Fiji’s relentless carrying has taken its toll on opposition defences thus far – they forced Wales into making 253 tackles during their opening match, the most any team has ever had to make in a single Rugby World Cup game. The physical strain Fiji’s ferocity exerts on their opponents has allowed them to score 43% of their points during the final quarter of games, the highest such rate of any team. England have also scored the highest proportion of their points in the final 20 minutes of matches (32%) and have conceded just 18% of their total points during the final quarter, the lowest such rate of any team. Therefore, this is likely to be a tie that won’t be decided until the final whistle blows in Marseille.
Fiji’s lack of experience could also be a key factor, with their most experienced player at Test level, Peni Ravai, having just 45 caps to his name, a total bettered by 16 members of England’s squad. Despite some dazzling displays of attacking rugby, Fiji’s defence could also prove an issue, with their 80% tackle success rate being the lowest of any quarter-final side. In fact, only Romania and Namibia, who both failed to win a single match, had lower success rates during this year’s pool stages.

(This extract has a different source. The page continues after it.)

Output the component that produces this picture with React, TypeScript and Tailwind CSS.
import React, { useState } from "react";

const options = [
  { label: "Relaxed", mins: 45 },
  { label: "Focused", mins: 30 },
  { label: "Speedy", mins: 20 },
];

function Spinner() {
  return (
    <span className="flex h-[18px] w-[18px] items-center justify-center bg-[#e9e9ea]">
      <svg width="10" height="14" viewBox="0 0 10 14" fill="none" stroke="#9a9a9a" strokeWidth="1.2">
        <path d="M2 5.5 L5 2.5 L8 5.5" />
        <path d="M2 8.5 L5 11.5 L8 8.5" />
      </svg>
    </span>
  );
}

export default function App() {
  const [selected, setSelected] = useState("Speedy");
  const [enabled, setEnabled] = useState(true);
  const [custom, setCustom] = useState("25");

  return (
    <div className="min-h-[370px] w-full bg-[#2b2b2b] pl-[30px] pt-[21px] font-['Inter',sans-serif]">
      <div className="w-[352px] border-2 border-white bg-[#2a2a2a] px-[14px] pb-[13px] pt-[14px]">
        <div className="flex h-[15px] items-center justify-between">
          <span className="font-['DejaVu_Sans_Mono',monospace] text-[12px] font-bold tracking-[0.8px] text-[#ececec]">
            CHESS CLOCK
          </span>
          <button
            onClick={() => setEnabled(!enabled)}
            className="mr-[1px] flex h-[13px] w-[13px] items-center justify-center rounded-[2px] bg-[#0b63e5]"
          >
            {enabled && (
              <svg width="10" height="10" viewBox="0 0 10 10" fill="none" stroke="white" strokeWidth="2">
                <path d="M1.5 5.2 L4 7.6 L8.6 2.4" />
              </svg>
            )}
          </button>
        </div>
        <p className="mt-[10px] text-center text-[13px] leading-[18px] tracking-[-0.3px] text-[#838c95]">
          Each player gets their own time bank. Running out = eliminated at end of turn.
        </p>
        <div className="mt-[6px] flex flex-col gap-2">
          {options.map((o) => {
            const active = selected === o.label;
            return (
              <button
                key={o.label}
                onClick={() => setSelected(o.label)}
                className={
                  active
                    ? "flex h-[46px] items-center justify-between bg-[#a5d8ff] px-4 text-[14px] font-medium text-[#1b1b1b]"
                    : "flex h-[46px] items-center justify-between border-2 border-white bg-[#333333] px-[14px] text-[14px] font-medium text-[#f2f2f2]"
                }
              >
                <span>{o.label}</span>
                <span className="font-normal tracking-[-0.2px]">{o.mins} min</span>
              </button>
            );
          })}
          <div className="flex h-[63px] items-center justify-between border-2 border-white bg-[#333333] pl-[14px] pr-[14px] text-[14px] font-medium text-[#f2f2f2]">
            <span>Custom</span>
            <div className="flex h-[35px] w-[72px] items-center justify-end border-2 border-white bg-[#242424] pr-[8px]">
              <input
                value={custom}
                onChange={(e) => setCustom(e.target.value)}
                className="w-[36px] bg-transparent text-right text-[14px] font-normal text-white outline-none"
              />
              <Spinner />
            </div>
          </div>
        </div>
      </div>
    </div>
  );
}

England have struggled to generate quick ball at the breakdown, with only Wales (4.7s) having registered a slower average attacking ruck speed than them (4.4s), an issue which could become even more apparent against Fiji, who have done a stellar job of disrupting their opposition rucks.
Despite keeping hold of the ball well, Borthwick’s side have found it difficult to dispossess their opponents; only Tonga, Georgia and Argentina won fewer turnovers during the pool stages than England (21). Fiji, on the other hand, have won more turnovers than any other side (32), but no team has conceded more than them either (68). You can discover more stats like this in our Rugby World Cup Stats Hub.

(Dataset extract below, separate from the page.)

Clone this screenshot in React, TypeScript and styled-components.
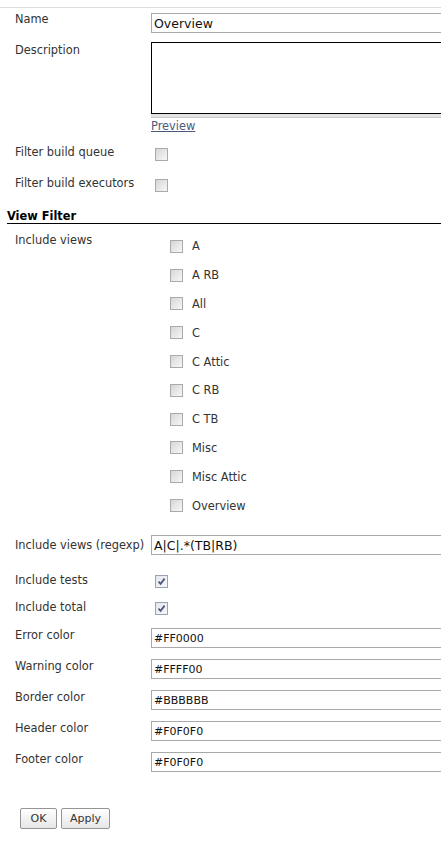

As ever, Fiji have some standout names in their backline, with the likes of Semi Radradra, Waisea Nayacalevu and Josua Tuisova capable of causing any defence problems if allowed to run with the ball in hand. In the pack, Levani Botia has been a constant menace at the breakdown, proving equally adept at disrupting the opposition ruck as he is at securing his own team’s breakdown. Botia has won more turnovers than any other player from a team to have made the quarter-finals of this year’s Rugby World Cup (6), while fellow Fiji pack member Isoa Nasilasila is one of just three players to have hit 80+ attacking rucks (94), alongside Josh van der Flier (101) and one of England’s key players, Maro Itoje (88).

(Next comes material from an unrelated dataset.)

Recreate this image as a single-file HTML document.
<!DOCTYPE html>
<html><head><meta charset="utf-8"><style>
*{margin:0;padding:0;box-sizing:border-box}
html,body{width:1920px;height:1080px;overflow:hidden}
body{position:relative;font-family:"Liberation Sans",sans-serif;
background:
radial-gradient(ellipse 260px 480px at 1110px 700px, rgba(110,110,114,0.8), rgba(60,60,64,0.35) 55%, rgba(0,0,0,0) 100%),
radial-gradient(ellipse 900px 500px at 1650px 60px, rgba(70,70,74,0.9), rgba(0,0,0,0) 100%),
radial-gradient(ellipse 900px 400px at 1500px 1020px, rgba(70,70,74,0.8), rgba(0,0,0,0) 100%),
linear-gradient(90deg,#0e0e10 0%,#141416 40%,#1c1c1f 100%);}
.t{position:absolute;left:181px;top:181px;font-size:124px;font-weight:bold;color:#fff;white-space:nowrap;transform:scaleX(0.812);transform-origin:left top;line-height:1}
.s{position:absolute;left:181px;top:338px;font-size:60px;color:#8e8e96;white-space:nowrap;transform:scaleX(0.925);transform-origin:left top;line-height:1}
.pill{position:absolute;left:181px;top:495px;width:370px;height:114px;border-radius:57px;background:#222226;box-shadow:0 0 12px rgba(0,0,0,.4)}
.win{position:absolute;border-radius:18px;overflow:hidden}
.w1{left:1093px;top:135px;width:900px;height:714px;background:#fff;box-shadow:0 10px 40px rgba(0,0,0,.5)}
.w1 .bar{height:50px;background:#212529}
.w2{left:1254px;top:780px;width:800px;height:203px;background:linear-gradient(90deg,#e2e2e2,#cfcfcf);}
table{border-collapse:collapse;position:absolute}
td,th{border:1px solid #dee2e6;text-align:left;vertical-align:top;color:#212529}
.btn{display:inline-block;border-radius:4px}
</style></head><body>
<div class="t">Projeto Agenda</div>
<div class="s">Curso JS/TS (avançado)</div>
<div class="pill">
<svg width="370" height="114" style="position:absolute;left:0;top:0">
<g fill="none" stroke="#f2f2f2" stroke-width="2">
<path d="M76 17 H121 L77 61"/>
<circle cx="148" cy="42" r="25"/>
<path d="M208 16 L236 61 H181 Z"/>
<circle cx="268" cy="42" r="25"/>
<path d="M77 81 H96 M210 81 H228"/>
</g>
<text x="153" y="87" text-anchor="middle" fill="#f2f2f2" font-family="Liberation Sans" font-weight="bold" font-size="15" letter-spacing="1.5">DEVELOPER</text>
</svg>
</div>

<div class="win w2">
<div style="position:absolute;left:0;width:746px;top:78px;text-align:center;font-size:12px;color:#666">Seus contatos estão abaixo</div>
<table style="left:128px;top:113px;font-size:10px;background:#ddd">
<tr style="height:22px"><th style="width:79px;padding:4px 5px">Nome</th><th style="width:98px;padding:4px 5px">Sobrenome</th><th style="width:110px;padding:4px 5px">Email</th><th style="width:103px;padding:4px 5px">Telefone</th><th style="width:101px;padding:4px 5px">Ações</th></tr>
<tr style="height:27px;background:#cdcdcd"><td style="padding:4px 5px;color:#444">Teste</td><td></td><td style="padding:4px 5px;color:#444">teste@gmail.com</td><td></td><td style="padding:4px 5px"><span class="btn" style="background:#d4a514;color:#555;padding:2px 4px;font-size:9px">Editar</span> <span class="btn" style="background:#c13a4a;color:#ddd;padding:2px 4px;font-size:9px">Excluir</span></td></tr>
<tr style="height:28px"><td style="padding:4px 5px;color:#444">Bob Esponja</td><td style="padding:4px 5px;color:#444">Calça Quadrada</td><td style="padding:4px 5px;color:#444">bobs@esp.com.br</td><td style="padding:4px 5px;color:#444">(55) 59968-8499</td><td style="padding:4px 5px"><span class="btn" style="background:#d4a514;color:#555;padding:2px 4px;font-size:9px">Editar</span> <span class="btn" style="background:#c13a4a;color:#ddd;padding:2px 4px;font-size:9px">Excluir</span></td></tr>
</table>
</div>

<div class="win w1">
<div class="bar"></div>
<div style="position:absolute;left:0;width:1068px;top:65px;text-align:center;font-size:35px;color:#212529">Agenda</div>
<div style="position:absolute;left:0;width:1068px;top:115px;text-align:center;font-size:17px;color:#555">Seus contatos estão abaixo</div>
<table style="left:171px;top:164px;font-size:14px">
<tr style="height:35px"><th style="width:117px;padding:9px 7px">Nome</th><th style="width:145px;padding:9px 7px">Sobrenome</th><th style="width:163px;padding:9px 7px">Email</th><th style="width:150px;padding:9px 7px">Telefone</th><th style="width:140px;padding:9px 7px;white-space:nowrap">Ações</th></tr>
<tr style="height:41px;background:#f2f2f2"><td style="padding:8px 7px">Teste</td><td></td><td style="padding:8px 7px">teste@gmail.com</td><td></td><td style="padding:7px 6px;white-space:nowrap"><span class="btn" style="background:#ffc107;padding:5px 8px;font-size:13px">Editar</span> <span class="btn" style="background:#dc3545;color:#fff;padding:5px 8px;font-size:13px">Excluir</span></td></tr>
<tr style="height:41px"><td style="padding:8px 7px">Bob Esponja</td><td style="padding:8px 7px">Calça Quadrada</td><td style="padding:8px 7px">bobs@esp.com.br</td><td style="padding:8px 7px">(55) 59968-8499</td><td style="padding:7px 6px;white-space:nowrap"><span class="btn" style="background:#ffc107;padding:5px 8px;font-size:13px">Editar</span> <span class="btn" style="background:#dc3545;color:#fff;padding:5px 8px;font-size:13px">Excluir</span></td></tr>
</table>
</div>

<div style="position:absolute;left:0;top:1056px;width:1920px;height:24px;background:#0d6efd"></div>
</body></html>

Itoje is far from the only threat Fiji are likely to face from England though, with the boot of George Ford already having emphatically downed Argentina – Ford scored all 27 of England’s points in that game, the most any team has ever scored in a Rugby World Cup match without crossing the try line. Nine of those points came via drop goals, with Ford’s total of three successful attempts the most of any player since Namibia’s Theuns Kotze kicked three against Fiji in 2011. Speaking of record points tallies, a certain Owen Farrell rounded off the pool stages by overtaking Jonny Wilkinson as England’s all-time top points scorer (1,181).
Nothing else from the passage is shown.